(Records with interface code)
★ ★ ★ ★ ★

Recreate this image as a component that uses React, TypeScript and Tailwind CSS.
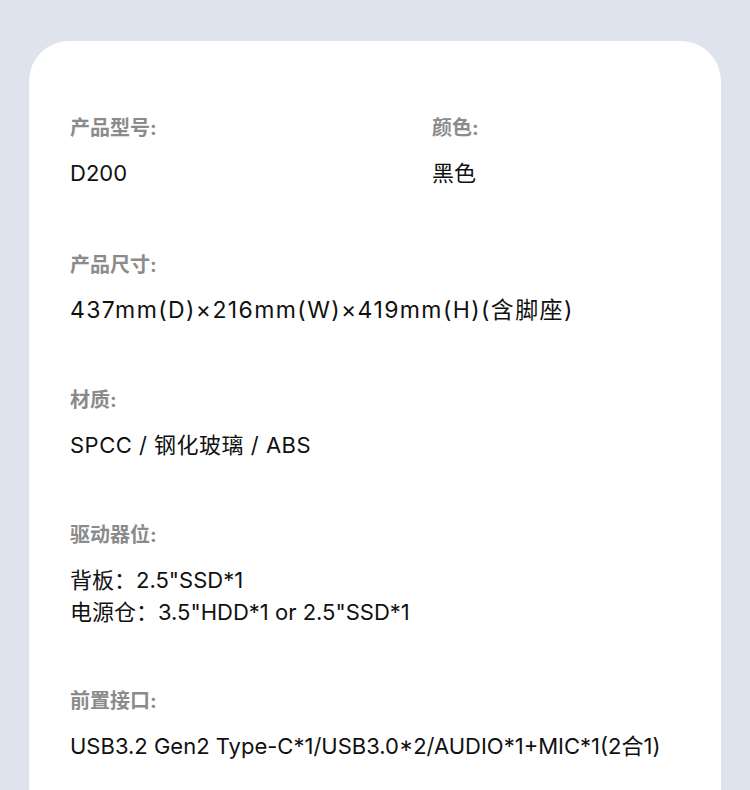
import React from 'react'

const font = { fontFamily: 'Inter, "Noto Sans CJK SC", sans-serif' }

function Label({ children }: { children: React.ReactNode }) {
  return <p className="text-[20px] leading-[24px] font-bold text-[#8b8b8b]">{children}</p>
}

function Value({ children, className = '' }: { children: React.ReactNode; className?: string }) {
  return <p className={`text-[22px] leading-[32px] text-[#111111] ${className}`}>{children}</p>
}

export default function App() {
  return (
    <div className="w-[750px] h-[790px] overflow-hidden bg-[#dfe3ee] pt-[41px] px-[29px]" style={font}>
      <div className="w-[692px] h-[800px] bg-white rounded-[40px] pt-[75px] px-[41px]">
        <div className="flex">
          <div className="w-[362px] flex flex-col gap-[17px]">
            <Label>产品型号:</Label>
            <Value>D200</Value>
          </div>
          <div className="flex flex-col gap-[17px]">
            <Label>颜色:</Label>
            <Value>黑色</Value>
          </div>
        </div>

        <div className="mt-[64px] flex flex-col gap-[17px]">
          <Label>产品尺寸:</Label>
          <Value className="tracking-[1.4px] text-[23px]">437mm(D)×216mm(W)×419mm(H)(含脚座)</Value>
        </div>

        <div className="mt-[62px] flex flex-col gap-[17px]">
          <Label>材质:</Label>
          <Value className="tracking-[0.5px]">SPCC / 钢化玻璃 / ABS</Value>
        </div>

        <div className="mt-[62px] flex flex-col gap-[17px]">
          <Label>驱动器位:</Label>
          <div>
            <Value>背板：2.5"SSD*1</Value>
            <Value>电源仓：3.5"HDD*1 or 2.5"SSD*1</Value>
          </div>
        </div>

        <div className="mt-[61px] flex flex-col gap-[17px]">
          <Label>前置接口:</Label>
          <Value>USB3.2 Gen2 Type-C*1/USB3.0*2/AUDIO*1+MIC*1(2合1)</Value>
        </div>
      </div>
    </div>
  )
}
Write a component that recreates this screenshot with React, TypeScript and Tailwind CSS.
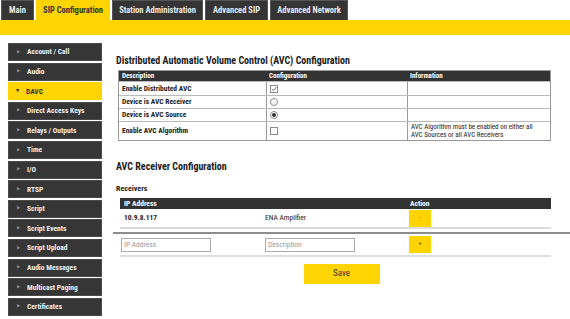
const font = "font-['Roboto_Condensed','Liberation_Sans_Narrow','DejaVu_Sans_Condensed',Roboto,sans-serif]";

const tabs = [
  { label: "Main", w: "w-[33px]", active: false },
  { label: "SIP Configuration", w: "w-[74px]", active: true },
  { label: "Station Administration", w: "w-[91px]", active: false },
  { label: "Advanced SIP", w: "w-[63px]", active: false },
  { label: "Advanced Network", w: "w-[78px]", active: false },
];

const menu = [
  "Account / Call",
  "Audio",
  "DAVC",
  "Direct Access Keys",
  "Relays / Outputs",
  "Time",
  "I/O",
  "RTSP",
  "Script",
  "Script Events",
  "Script Upload",
  "Audio Messages",
  "Multicast Paging",
  "Certificates",
];

function Checkbox({ checked }: { checked?: boolean }) {
  return (
    <span className="w-[8px] h-[8px] border border-[#8a8a8a] bg-white flex items-center justify-center">
      {checked && (
        <svg width="6" height="6" viewBox="0 0 6 6">
          <path d="M0.8 3.1 L2.4 4.6 L5.3 1.2" stroke="#555" strokeWidth="0.9" fill="none" />
        </svg>
      )}
    </span>
  );
}

function Radio({ checked }: { checked?: boolean }) {
  return (
    <span className="w-[8px] h-[8px] rounded-full border border-[#8a8a8a] bg-white flex items-center justify-center">
      {checked && <span className="w-[4px] h-[4px] rounded-full bg-[#333]" />}
    </span>
  );
}

const rows = [
  { d: "Enable Distributed AVC", c: <Checkbox checked />, i: null, h: "h-[14px]" },
  { d: "Device is AVC Receiver", c: <Radio />, i: null, h: "h-[13px]" },
  { d: "Device is AVC Source", c: <Radio checked />, i: null, h: "h-[13px]" },
  {
    d: "Enable AVC Algorithm",
    c: <Checkbox />,
    i: (
      <>
        AVC Algorithm must be enabled on either all
        <br />
        AVC Sources or all AVC Receivers
      </>
    ),
    h: "h-[19px]",
  },
];

export default function App() {
  return (
    <div className={`w-[570px] h-[319px] bg-white overflow-hidden text-[#222] ${font}`}>
      <div className="flex h-[20px] gap-[2px] pl-[1px]">
        {tabs.map((t) => (
          <div
            key={t.label}
            className={`${t.w} flex items-center justify-center text-[8.5px] font-bold ${
              t.active ? "bg-[#ffd400] text-[#333]" : "bg-[#353535] text-[#e8e8e8] border border-[#555] border-b-0"
            }`}
          >
            {t.label}
          </div>
        ))}
      </div>
      <div className="h-[15px] bg-[#ffd400]" />

      <div className="flex">
        <div className="w-[113px] pl-[8px] pt-[8px] flex flex-col gap-[1.6px]">
          {menu.map((m) => {
            const active = m === "DAVC";
            return (
              <div
                key={m}
                className={`w-[94px] h-[18px] flex items-center text-[7.5px] font-bold ${
                  active ? "bg-[#ffd400] text-[#333]" : "bg-[#363636] text-[#f0f0f0] border border-[#4a4a4a]"
                }`}
              >
                <span className={`w-[18px] pl-[8px] text-[4.5px] ${active ? "text-[#333]" : "text-[#8a8a8a]"}`}>
                  {active ? "▼" : "▶"}
                </span>
                {m}
              </div>
            );
          })}
        </div>

        <div className="w-[457px] flex flex-col pt-[19px]">
          <h1 className="pl-[3px] h-[14px] leading-[14px] text-[10px] font-bold text-[#1a1a1a]">
            Distributed Automatic Volume Control (AVC) Configuration
          </h1>
          <div className="ml-[5px] mt-[2px] w-[433px] border border-[#999] text-[7.5px]">
            <div className="flex h-[10px] bg-[#333] text-white font-bold items-center text-[7px]">
              <div className="w-[147px] pl-[3px]">Description</div>
              <div className="w-[141px] pl-[3px]">Configuration</div>
              <div className="flex-1 pl-[3px]">Information</div>
            </div>
            {rows.map((r) => (
              <div key={r.d} className={`flex ${r.h} border-t border-[#bbb]`}>
                <div className="w-[147px] pl-[3px] flex items-center font-bold">{r.d}</div>
                <div className="w-[141px] pl-[3px] flex items-center border-l border-[#999]">{r.c}</div>
                <div className="flex-1 pl-[3px] flex items-center border-l border-[#999] leading-[8.5px] text-[7px]">
                  <span>{r.i}</span>
                </div>
              </div>
            ))}
          </div>

          <h2 className="pl-[3px] mt-[19px] h-[14px] leading-[14px] text-[10px] font-bold text-[#1a1a1a]">
            AVC Receiver Configuration
          </h2>
          <div className="pl-[3px] mt-[10px] h-[10px] leading-[10px] text-[8px] font-bold">Receivers</div>

          <div className="ml-[7px] mt-[4px] w-[431px] text-[7.5px]">
            <div className="flex h-[11px] bg-[#333] text-white font-bold items-center">
              <div className="w-[145px] shrink-0 pl-[4px]">IP Address</div>
              <div className="w-[144px] shrink-0" />
              <div className="flex-1 pl-[1px]">Action</div>
            </div>
            <div className="flex h-[20px] items-center border-b-2 border-[#ddd]">
              <div className="w-[145px] shrink-0 pl-[4px] font-bold">10.9.8.117</div>
              <div className="w-[144px] shrink-0">ENA Amplifier</div>
              <div className="flex-1">
                <button className="w-[22px] h-[17px] bg-[#ffd400] text-[#555] text-[7px] leading-none">-</button>
              </div>
            </div>
          </div>

          <div className="mt-[3px] h-[2px] bg-[#8c8c8c]" />

          <div className="ml-[7px] w-[431px] flex items-center h-[23px] border-b-2 border-[#ddd] text-[7.5px]">
            <div className="w-[145px] shrink-0 pl-[1px]">
              <div className="w-[90px] h-[14px] border border-[#aaa] flex items-center pl-[2px] text-[#999]">IP Address</div>
            </div>
            <div className="w-[144px] shrink-0">
              <div className="w-[90px] h-[14px] border border-[#aaa] flex items-center pl-[2px] text-[#999]">Description</div>
            </div>
            <div className="flex-1">
              <button className="w-[22px] h-[17px] bg-[#ffd400] text-[#555] text-[7px] leading-none">+</button>
            </div>
          </div>

          <div className="flex justify-center mt-[7px]">
            <button className="w-[76px] h-[20px] bg-[#ffd400] text-[#333] text-[9px]">Save</button>
          </div>
        </div>
      </div>
    </div>
  );
}
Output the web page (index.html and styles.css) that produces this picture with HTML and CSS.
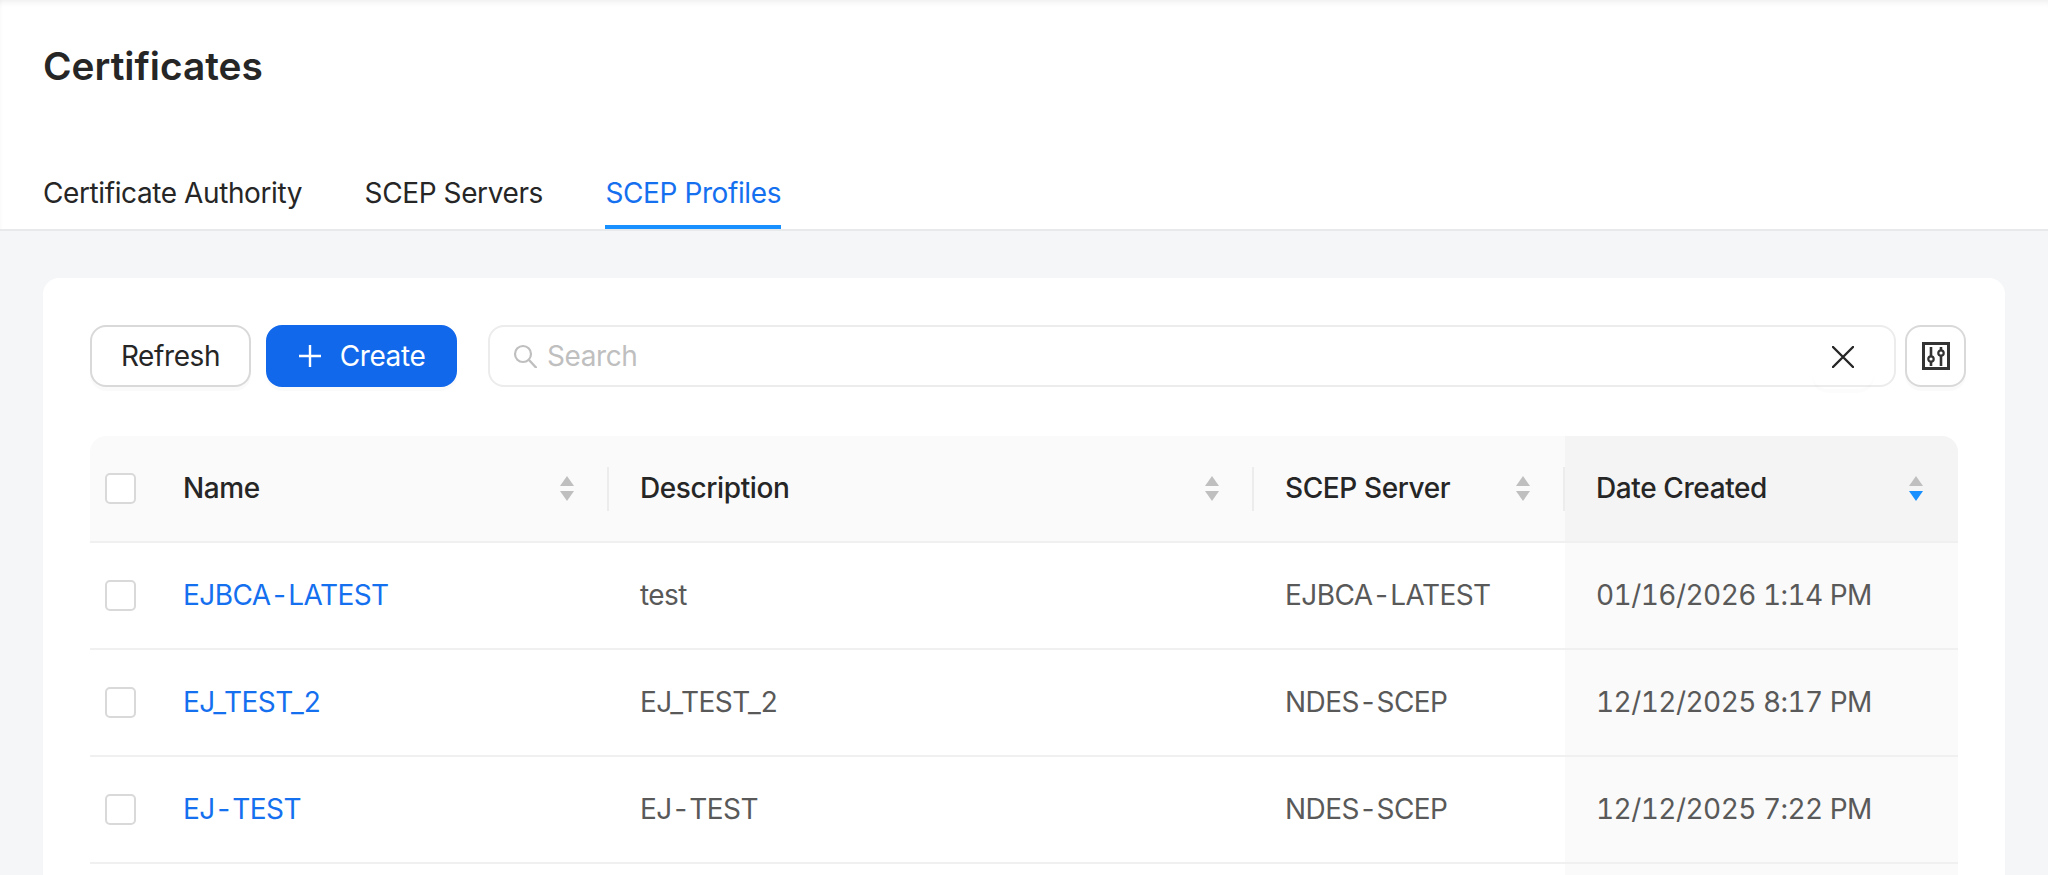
FILE: index.html
```html
<!DOCTYPE html>
<html lang="en">
<head>
<meta charset="utf-8">
<title>Certificates</title>
<link rel="stylesheet" href="styles.css">
</head>
<body>
<header class="head">
  <h1 class="title">Certificates</h1>
  <nav class="tabs">
    <a class="tab">Certificate Authority</a>
    <a class="tab">SCEP Servers</a>
    <a class="tab active">SCEP Profiles</a>
  </nav>
</header>
<main class="main">
  <section class="card">
    <div class="toolbar">
      <button class="btn">Refresh</button>
      <button class="btn primary">
        <svg class="plus" viewBox="0 0 24 24" width="24" height="24"><path d="M12 1v22M1 12h22" fill="none" stroke="#fff" stroke-width="2.4"/></svg>
        Create
      </button>
      <div class="search">
        <svg class="mag" viewBox="0 0 24 24" width="24" height="24"><circle cx="10" cy="10" r="8" fill="none" stroke="#bfbfbf" stroke-width="2.2"/><path d="M16 16l7 7.500" fill="none" stroke="#bfbfbf" stroke-width="2.4" stroke-linecap="round"/></svg>
        <span class="placeholder">Search</span>
        <span class="clear"><svg viewBox="0 0 22 22" width="22" height="22"><path d="M1 1l20 20M21 1L1 21" fill="none" stroke="#262626" stroke-width="2.4" stroke-linecap="round"/></svg></span>
      </div>
      <button class="btn icon">
        <svg viewBox="0 0 28 28" width="28" height="28"><rect x="1.500" y="1.500" width="25" height="25" fill="none" stroke="#333" stroke-width="3"/><path d="M9 5v9M9 20v4M19 5v3M19 14v10" fill="none" stroke="#333" stroke-width="2.600"/><circle cx="9" cy="17" r="2.700" fill="none" stroke="#333" stroke-width="2.200"/><circle cx="19" cy="11" r="2.700" fill="none" stroke="#333" stroke-width="2.200"/></svg>
      </button>
    </div>
    <div class="table">
      <div class="row header">
        <div class="cell select"><span class="check"></span></div>
        <div class="cell sep">Name<span class="sort"><i class="up"></i><i class="down"></i></span></div>
        <div class="cell sep">Description<span class="sort"><i class="up"></i><i class="down"></i></span></div>
        <div class="cell sep">SCEP Server<span class="sort"><i class="up"></i><i class="down"></i></span></div>
        <div class="cell date">Date Created<span class="sort"><i class="up"></i><i class="down on"></i></span></div>
      </div>
      <div class="row">
        <div class="cell select"><span class="check"></span></div>
        <div class="cell"><a class="link">EJBCA-LATEST</a></div>
        <div class="cell">test</div>
        <div class="cell">EJBCA-LATEST</div>
        <div class="cell date">01/16/2026 1:14 PM</div>
      </div>
      <div class="row">
        <div class="cell select"><span class="check"></span></div>
        <div class="cell"><a class="link">EJ_TEST_2</a></div>
        <div class="cell">EJ_TEST_2</div>
        <div class="cell">NDES-SCEP</div>
        <div class="cell date">12/12/2025 8:17 PM</div>
      </div>
      <div class="row">
        <div class="cell select"><span class="check"></span></div>
        <div class="cell"><a class="link">EJ-TEST</a></div>
        <div class="cell">EJ-TEST</div>
        <div class="cell">NDES-SCEP</div>
        <div class="cell date">12/12/2025 7:22 PM</div>
      </div>
      <div class="row">
        <div class="cell select"></div>
        <div class="cell"></div>
        <div class="cell"></div>
        <div class="cell"></div>
        <div class="cell date"></div>
      </div>
    </div>
  </section>
</main>
</body>
</html>
```
FILE: styles.css
```css
* { box-sizing: border-box; }
html, body { margin: 0; height: 875px; overflow: hidden; }
body { background: #f5f6f8; font-family: Inter, "Liberation Sans", sans-serif; color: #262626; font-size: 28px; letter-spacing: -.4px; }

.head {
  height: 231px;
  background: #fff;
  border-bottom: 2px solid #e8e9eb;
  padding: 44px 43px 0;
  box-shadow: inset 0 7px 6px -5px rgba(0,0,0,.07), inset 5px 0 5px -5px rgba(0,0,0,.04);
  display: flex;
  flex-direction: column;
  justify-content: space-between;
}
.title { margin: 0; font-size: 38.8px; line-height: 44px; font-weight: 600; color: #262626; letter-spacing: 0; }
.tabs { display: flex; gap: 62.500px; }
.tab { display: block; height: 70px; padding-top: 16px; line-height: 36px; font-size: 28px; }
.tab.active { color: #1570ef; border-bottom: 4px solid #1890ff; }

.main { padding: 47px 43px 0; }
.card { background: #fff; border-radius: 16px 16px 0 0; padding: 47px 39px 0 47px; height: 620px; }

.toolbar { display: flex; align-items: stretch; height: 62px; }
.btn {
  font: inherit; letter-spacing: inherit; font-size: 28px; color: #262626; background: #fff;
  border: 2px solid #d9d9d9; border-radius: 16px; padding: 0; height: 62px; width: 161px;
  box-shadow: 0 4px 0 rgba(0,0,0,.02);
  display: flex; align-items: center; justify-content: center;
}
.btn.primary { margin-left: 15px; width: 191px; background: #1268eb; border-color: #1268eb; color: #fff; gap: 18px; }
.btn.icon { margin-left: 9px; width: 61px; }
.search {
  position: relative; flex: 1; margin-left: 31px; height: 62px;
  border: 2px solid #ececec; border-radius: 16px; background: #fff;
  display: flex; align-items: center; padding-left: 23px; gap: 10px;
}
.placeholder { color: #bfbfbf; }
.clear {
  position: absolute; right: 20px; top: 0; width: 62px; height: 62px;
  border-radius: 16px; box-shadow: 0 4px 0 rgba(0,0,0,.012);
  display: flex; align-items: center; justify-content: center; padding-bottom: 2px;
}

.table { margin: 49px 8px 0 0; }
.row { display: grid; grid-template-columns: 70px 449px 645px 311px 393px; height: 107px; border-bottom: 2px solid #f0f0f0; color: #595959; font-variant-numeric: tabular-nums; letter-spacing: -.55px; }
.row.header { height: 107px; background: #fafafa; border-radius: 16px 16px 0 0; color: #262626; font-weight: 500; letter-spacing: -.4px; }
.cell { position: relative; display: flex; align-items: center; padding-left: 31px; padding-bottom: 2px; }
.row > .cell:nth-child(2) { padding-left: 23px; }
.cell.select { padding: 0 0 0 15px; }
.cell.date { background: #fafafa; }
.header .cell.date { background: #f4f4f4; border-top-right-radius: 16px; }
.link { color: #1570ef; }
.check { width: 31px; height: 31px; border: 2px solid #d9d9d9; border-radius: 5px; background: #fff; }
.sep::after { content: ""; position: absolute; right: 0; top: 31px; height: 44px; width: 2px; background: #ececec; }
.sort { position: absolute; right: 35px; top: 40px; width: 14px; display: flex; flex-direction: column; gap: 5px; }
.sort i { display: block; width: 14px; height: 10px; background: #bfbfbf; }
.sort .up { clip-path: polygon(50% 0, 100% 100%, 0 100%); }
.sort .down { clip-path: polygon(0 0, 100% 0, 50% 100%); }
.sort .on { background: #1890ff; }
```
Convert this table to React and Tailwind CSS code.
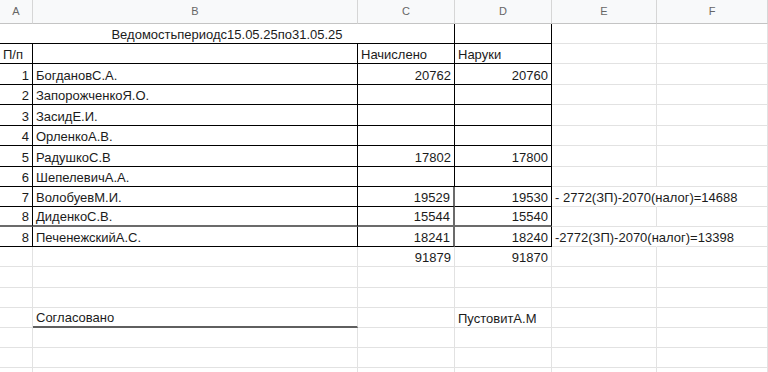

★ ★ ★ ★ ★

● **What you need to do**: Report only how many lines in the listing contain the string "TypeScript".

● **Written response**: 2